A partir du 18 août 1705, Jean-Fery Rebel devient l'un des « 24 Violons du Roi »


Centre de musique baroque de Versailles

- "Les Vingt-quatre Violons du Roi, appelés également La Grande Bande, ou encore Les Violons Ordinaires de la Chambre du Roi est une formation musicale qui, de 1577 jusqu'à sa suppression par un édit de 1761, fut destinée aux divertissements et cérémonies officielles de la Cour de France. Renforcée à de maintes reprises par les 12 Grands Hautbois de la Grande Écurie, elle est le premier exemple d'orchestre formel, constitué sur la base d'un groupe d'instruments à cordes (…).
L’Orchestre était de tous les divertissements donnés à la Cour - bals, ballets, concerts - et de toutes les cérémonies officielles, réception de souverains, pompes funèbres... Il se joignait au besoin à l'orchestre de l'opéra. D’après Voltaire dans Le Siècle de Louis XIV, les Vingt-quatre Violons « étaient toute la musique de la France ». Ils ne jouissaient pas moins d’une vaste réputation à l’étranger, grâce aux recueils de danses françaises, notamment en Allemagne, en Suède, et en Angleterre."

Camille Larbey


- "A la différence des autres grands ensembles étrangers, celui-ci a pour particularité de rassembler non pas quatre, mais cinq familles de violons.
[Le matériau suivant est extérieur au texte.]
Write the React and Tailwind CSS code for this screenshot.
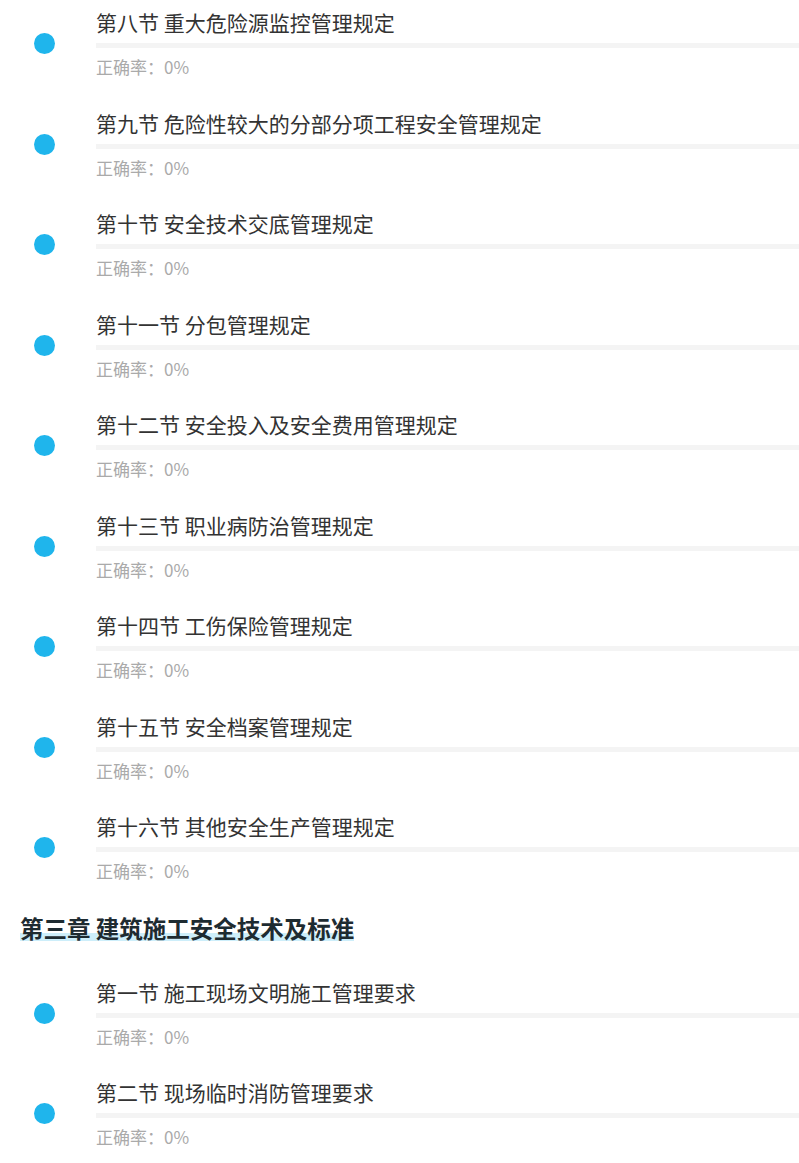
import React from 'react';

const before = [
  '第八节 重大危险源监控管理规定',
  '第九节 危险性较大的分部分项工程安全管理规定',
  '第十节 安全技术交底管理规定',
  '第十一节 分包管理规定',
  '第十二节 安全投入及安全费用管理规定',
  '第十三节 职业病防治管理规定',
  '第十四节 工伤保险管理规定',
  '第十五节 安全档案管理规定',
  '第十六节 其他安全生产管理规定',
];

const after = [
  '第一节 施工现场文明施工管理要求',
  '第二节 现场临时消防管理要求',
];

const font = { fontFamily: '"Noto Sans CJK SC", "Noto Sans", sans-serif' };

const Section = ({ title }) => (
  <div className="flex h-[100.5px]">
    <div className="w-[96px] shrink-0 flex justify-center">
      <div className="mt-[33px] ml-[-7px] w-[21px] h-[21px] rounded-full bg-[#1fb5ec]"></div>
    </div>
    <div className="flex-1 pt-[7px]">
      <p className="text-[21px] leading-[30px] text-[#333333]">{title}</p>
      <div className="mt-[6px] h-[5px] bg-[#f4f4f4]"></div>
      <p className="mt-[6px] text-[17px] leading-[26px] text-[#aaaaaa]">正确率：0%</p>
    </div>
  </div>
);

export default function App() {
  return (
    <div className="w-[799px] bg-white" style={font}>
      {before.map((t) => (
        <Section key={t} title={t} />
      ))}
      <div className="pt-[10px] pb-[27px] pl-[20px]">
        <span className="inline-block h-[26px] text-[23.5px] leading-[26px] font-bold text-[#1e2b31] bg-[linear-gradient(transparent_69%,#cdeefa_69%)]">
          第三章 建筑施工安全技术及标准
        </span>
      </div>
      {after.map((t) => (
        <Section key={t} title={t} />
      ))}
    </div>
  );
}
Chacune a une dimension et un timbre spécifiques.
Mais la montée en puissance au XVIIIe siècle de l’orchestre italien – à quatre parties et qui joue notamment sur des altos, violoncelles et contrebasses – détrône les 24 Violons du roi. L’orchestre est supprimé en 1761. Avec lui disparaissent la plupart de ses instruments d’époque.
(Rue 89, 8 juillet 2012).

1761 : les 24 violons se taisent.
2012 : le Centre de musique baroque de Versailles les fait renaître dans toute leur splendeur.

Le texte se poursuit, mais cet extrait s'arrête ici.